— BEGIN Data section —

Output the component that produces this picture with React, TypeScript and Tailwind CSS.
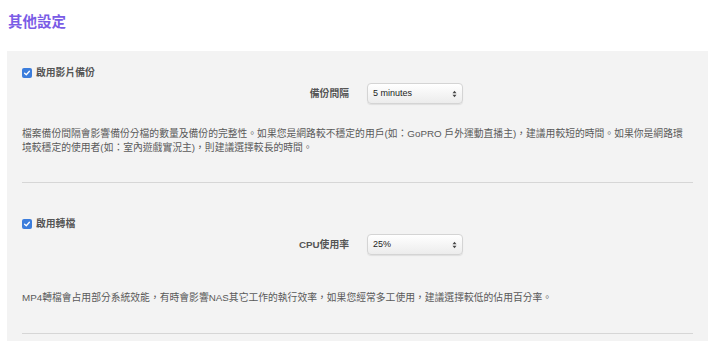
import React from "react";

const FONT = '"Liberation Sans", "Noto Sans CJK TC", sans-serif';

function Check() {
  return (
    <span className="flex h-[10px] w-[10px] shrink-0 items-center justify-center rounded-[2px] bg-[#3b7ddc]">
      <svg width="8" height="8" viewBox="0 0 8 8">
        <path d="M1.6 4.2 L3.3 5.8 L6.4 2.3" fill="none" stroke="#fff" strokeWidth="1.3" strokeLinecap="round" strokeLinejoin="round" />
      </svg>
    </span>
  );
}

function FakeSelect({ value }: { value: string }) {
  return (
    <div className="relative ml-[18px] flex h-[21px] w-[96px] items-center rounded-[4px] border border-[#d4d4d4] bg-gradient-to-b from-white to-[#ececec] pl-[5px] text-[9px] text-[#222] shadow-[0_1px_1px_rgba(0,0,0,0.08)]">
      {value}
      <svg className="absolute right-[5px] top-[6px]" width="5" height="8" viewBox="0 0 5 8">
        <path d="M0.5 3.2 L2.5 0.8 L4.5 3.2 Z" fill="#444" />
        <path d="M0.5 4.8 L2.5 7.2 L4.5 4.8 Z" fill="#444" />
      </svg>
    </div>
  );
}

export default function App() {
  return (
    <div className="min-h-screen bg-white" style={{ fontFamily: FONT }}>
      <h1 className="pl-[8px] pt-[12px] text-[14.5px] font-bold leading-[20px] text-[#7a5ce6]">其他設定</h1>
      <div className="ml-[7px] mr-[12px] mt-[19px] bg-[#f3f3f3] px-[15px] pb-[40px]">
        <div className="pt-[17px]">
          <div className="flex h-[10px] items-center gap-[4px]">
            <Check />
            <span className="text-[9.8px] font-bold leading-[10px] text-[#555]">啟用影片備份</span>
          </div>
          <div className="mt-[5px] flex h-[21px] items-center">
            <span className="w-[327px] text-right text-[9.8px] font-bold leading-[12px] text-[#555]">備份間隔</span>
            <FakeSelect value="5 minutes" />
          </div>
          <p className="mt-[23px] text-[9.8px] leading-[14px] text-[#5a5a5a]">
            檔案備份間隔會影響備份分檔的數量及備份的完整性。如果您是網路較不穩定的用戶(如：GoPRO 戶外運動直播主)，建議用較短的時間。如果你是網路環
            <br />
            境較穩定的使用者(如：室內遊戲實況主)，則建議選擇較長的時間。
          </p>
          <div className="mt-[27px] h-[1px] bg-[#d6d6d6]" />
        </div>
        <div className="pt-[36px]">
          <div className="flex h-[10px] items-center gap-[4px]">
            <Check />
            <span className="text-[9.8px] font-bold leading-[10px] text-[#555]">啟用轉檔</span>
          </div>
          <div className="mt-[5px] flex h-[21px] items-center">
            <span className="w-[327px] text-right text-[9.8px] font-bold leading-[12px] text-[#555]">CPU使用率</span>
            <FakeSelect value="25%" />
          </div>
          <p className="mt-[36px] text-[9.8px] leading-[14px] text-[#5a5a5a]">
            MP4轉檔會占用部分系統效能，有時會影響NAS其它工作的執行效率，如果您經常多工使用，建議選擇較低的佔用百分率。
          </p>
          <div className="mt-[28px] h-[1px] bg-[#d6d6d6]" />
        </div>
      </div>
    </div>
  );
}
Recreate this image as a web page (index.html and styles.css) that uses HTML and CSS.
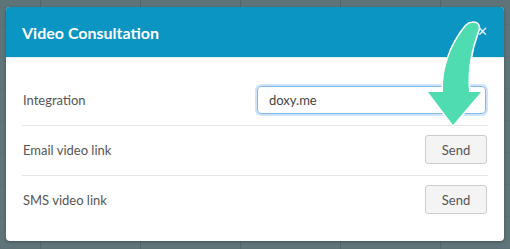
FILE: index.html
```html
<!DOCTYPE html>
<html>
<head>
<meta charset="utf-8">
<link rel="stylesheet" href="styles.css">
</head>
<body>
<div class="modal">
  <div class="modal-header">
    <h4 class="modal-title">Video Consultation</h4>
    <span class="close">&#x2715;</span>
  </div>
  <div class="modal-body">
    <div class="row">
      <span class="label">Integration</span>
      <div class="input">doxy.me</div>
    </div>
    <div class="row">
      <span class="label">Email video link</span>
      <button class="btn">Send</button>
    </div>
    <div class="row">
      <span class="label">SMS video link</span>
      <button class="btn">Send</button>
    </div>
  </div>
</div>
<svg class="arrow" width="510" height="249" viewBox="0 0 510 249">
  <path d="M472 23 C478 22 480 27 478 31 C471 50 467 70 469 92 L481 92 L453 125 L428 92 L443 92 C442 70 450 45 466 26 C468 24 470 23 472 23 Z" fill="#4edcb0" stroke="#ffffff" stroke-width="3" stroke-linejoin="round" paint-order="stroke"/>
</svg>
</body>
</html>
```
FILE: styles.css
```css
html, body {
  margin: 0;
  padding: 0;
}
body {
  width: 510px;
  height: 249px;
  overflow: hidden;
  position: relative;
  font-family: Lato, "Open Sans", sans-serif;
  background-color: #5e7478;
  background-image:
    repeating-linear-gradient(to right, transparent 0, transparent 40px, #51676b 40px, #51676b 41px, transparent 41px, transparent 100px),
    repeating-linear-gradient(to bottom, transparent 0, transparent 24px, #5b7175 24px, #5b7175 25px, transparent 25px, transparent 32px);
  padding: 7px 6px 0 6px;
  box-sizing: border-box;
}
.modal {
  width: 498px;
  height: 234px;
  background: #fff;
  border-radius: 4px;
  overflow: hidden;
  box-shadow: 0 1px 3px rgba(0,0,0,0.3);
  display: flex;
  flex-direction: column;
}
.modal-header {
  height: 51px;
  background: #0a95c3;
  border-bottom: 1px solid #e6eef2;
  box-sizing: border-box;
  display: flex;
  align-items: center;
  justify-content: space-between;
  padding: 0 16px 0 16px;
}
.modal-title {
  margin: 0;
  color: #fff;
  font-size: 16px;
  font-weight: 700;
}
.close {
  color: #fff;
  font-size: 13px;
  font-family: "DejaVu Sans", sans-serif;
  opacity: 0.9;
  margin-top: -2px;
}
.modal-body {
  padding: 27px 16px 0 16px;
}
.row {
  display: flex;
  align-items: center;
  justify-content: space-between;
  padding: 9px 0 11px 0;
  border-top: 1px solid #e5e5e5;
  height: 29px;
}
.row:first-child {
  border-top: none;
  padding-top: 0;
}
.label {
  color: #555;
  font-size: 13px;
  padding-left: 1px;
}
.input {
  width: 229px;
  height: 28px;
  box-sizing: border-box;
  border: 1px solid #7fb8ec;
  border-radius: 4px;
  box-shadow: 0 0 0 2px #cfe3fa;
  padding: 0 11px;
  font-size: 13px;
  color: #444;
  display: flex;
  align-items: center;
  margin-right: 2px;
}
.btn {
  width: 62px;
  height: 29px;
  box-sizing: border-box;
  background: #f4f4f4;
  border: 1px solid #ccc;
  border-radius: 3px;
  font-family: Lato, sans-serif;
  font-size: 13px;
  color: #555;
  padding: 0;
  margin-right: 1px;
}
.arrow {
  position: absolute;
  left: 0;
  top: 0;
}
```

— END Data section —

■ Task directions ■
Exclude the pictures and repeat every other part of the records word for word.

■ Exercise result ■
Output the component that produces this picture with React, TypeScript and Tailwind CSS.
import React from "react";

const FONT = '"Liberation Sans", "Noto Sans CJK TC", sans-serif';

function Check() {
  return (
    <span className="flex h-[10px] w-[10px] shrink-0 items-center justify-center rounded-[2px] bg-[#3b7ddc]">
      <svg width="8" height="8" viewBox="0 0 8 8">
        <path d="M1.6 4.2 L3.3 5.8 L6.4 2.3" fill="none" stroke="#fff" strokeWidth="1.3" strokeLinecap="round" strokeLinejoin="round" />
      </svg>
    </span>
  );
}

function FakeSelect({ value }: { value: string }) {
  return (
    <div className="relative ml-[18px] flex h-[21px] w-[96px] items-center rounded-[4px] border border-[#d4d4d4] bg-gradient-to-b from-white to-[#ececec] pl-[5px] text-[9px] text-[#222] shadow-[0_1px_1px_rgba(0,0,0,0.08)]">
      {value}
      <svg className="absolute right-[5px] top-[6px]" width="5" height="8" viewBox="0 0 5 8">
        <path d="M0.5 3.2 L2.5 0.8 L4.5 3.2 Z" fill="#444" />
        <path d="M0.5 4.8 L2.5 7.2 L4.5 4.8 Z" fill="#444" />
      </svg>
    </div>
  );
}

export default function App() {
  return (
    <div className="min-h-screen bg-white" style={{ fontFamily: FONT }}>
      <h1 className="pl-[8px] pt-[12px] text-[14.5px] font-bold leading-[20px] text-[#7a5ce6]">其他設定</h1>
      <div className="ml-[7px] mr-[12px] mt-[19px] bg-[#f3f3f3] px-[15px] pb-[40px]">
        <div className="pt-[17px]">
          <div className="flex h-[10px] items-center gap-[4px]">
            <Check />
            <span className="text-[9.8px] font-bold leading-[10px] text-[#555]">啟用影片備份</span>
          </div>
          <div className="mt-[5px] flex h-[21px] items-center">
            <span className="w-[327px] text-right text-[9.8px] font-bold leading-[12px] text-[#555]">備份間隔</span>
            <FakeSelect value="5 minutes" />
          </div>
          <p className="mt-[23px] text-[9.8px] leading-[14px] text-[#5a5a5a]">
            檔案備份間隔會影響備份分檔的數量及備份的完整性。如果您是網路較不穩定的用戶(如：GoPRO 戶外運動直播主)，建議用較短的時間。如果你是網路環
            <br />
            境較穩定的使用者(如：室內遊戲實況主)，則建議選擇較長的時間。
          </p>
          <div className="mt-[27px] h-[1px] bg-[#d6d6d6]" />
        </div>
        <div className="pt-[36px]">
          <div className="flex h-[10px] items-center gap-[4px]">
            <Check />
            <span className="text-[9.8px] font-bold leading-[10px] text-[#555]">啟用轉檔</span>
          </div>
          <div className="mt-[5px] flex h-[21px] items-center">
            <span className="w-[327px] text-right text-[9.8px] font-bold leading-[12px] text-[#555]">CPU使用率</span>
            <FakeSelect value="25%" />
          </div>
          <p className="mt-[36px] text-[9.8px] leading-[14px] text-[#5a5a5a]">
            MP4轉檔會占用部分系統效能，有時會影響NAS其它工作的執行效率，如果您經常多工使用，建議選擇較低的佔用百分率。
          </p>
          <div className="mt-[28px] h-[1px] bg-[#d6d6d6]" />
        </div>
      </div>
    </div>
  );
}
Recreate this image as a web page (index.html and styles.css) that uses HTML and CSS.
FILE: index.html
```html
<!DOCTYPE html>
<html>
<head>
<meta charset="utf-8">
<link rel="stylesheet" href="styles.css">
</head>
<body>
<div class="modal">
  <div class="modal-header">
    <h4 class="modal-title">Video Consultation</h4>
    <span class="close">&#x2715;</span>
  </div>
  <div class="modal-body">
    <div class="row">
      <span class="label">Integration</span>
      <div class="input">doxy.me</div>
    </div>
    <div class="row">
      <span class="label">Email video link</span>
      <button class="btn">Send</button>
    </div>
    <div class="row">
      <span class="label">SMS video link</span>
      <button class="btn">Send</button>
    </div>
  </div>
</div>
<svg class="arrow" width="510" height="249" viewBox="0 0 510 249">
  <path d="M472 23 C478 22 480 27 478 31 C471 50 467 70 469 92 L481 92 L453 125 L428 92 L443 92 C442 70 450 45 466 26 C468 24 470 23 472 23 Z" fill="#4edcb0" stroke="#ffffff" stroke-width="3" stroke-linejoin="round" paint-order="stroke"/>
</svg>
</body>
</html>
```
FILE: styles.css
```css
html, body {
  margin: 0;
  padding: 0;
}
body {
  width: 510px;
  height: 249px;
  overflow: hidden;
  position: relative;
  font-family: Lato, "Open Sans", sans-serif;
  background-color: #5e7478;
  background-image:
    repeating-linear-gradient(to right, transparent 0, transparent 40px, #51676b 40px, #51676b 41px, transparent 41px, transparent 100px),
    repeating-linear-gradient(to bottom, transparent 0, transparent 24px, #5b7175 24px, #5b7175 25px, transparent 25px, transparent 32px);
  padding: 7px 6px 0 6px;
  box-sizing: border-box;
}
.modal {
  width: 498px;
  height: 234px;
  background: #fff;
  border-radius: 4px;
  overflow: hidden;
  box-shadow: 0 1px 3px rgba(0,0,0,0.3);
  display: flex;
  flex-direction: column;
}
.modal-header {
  height: 51px;
  background: #0a95c3;
  border-bottom: 1px solid #e6eef2;
  box-sizing: border-box;
  display: flex;
  align-items: center;
  justify-content: space-between;
  padding: 0 16px 0 16px;
}
.modal-title {
  margin: 0;
  color: #fff;
  font-size: 16px;
  font-weight: 700;
}
.close {
  color: #fff;
  font-size: 13px;
  font-family: "DejaVu Sans", sans-serif;
  opacity: 0.9;
  margin-top: -2px;
}
.modal-body {
  padding: 27px 16px 0 16px;
}
.row {
  display: flex;
  align-items: center;
  justify-content: space-between;
  padding: 9px 0 11px 0;
  border-top: 1px solid #e5e5e5;
  height: 29px;
}
.row:first-child {
  border-top: none;
  padding-top: 0;
}
.label {
  color: #555;
  font-size: 13px;
  padding-left: 1px;
}
.input {
  width: 229px;
  height: 28px;
  box-sizing: border-box;
  border: 1px solid #7fb8ec;
  border-radius: 4px;
  box-shadow: 0 0 0 2px #cfe3fa;
  padding: 0 11px;
  font-size: 13px;
  color: #444;
  display: flex;
  align-items: center;
  margin-right: 2px;
}
.btn {
  width: 62px;
  height: 29px;
  box-sizing: border-box;
  background: #f4f4f4;
  border: 1px solid #ccc;
  border-radius: 3px;
  font-family: Lato, sans-serif;
  font-size: 13px;
  color: #555;
  padding: 0;
  margin-right: 1px;
}
.arrow {
  position: absolute;
  left: 0;
  top: 0;
}
```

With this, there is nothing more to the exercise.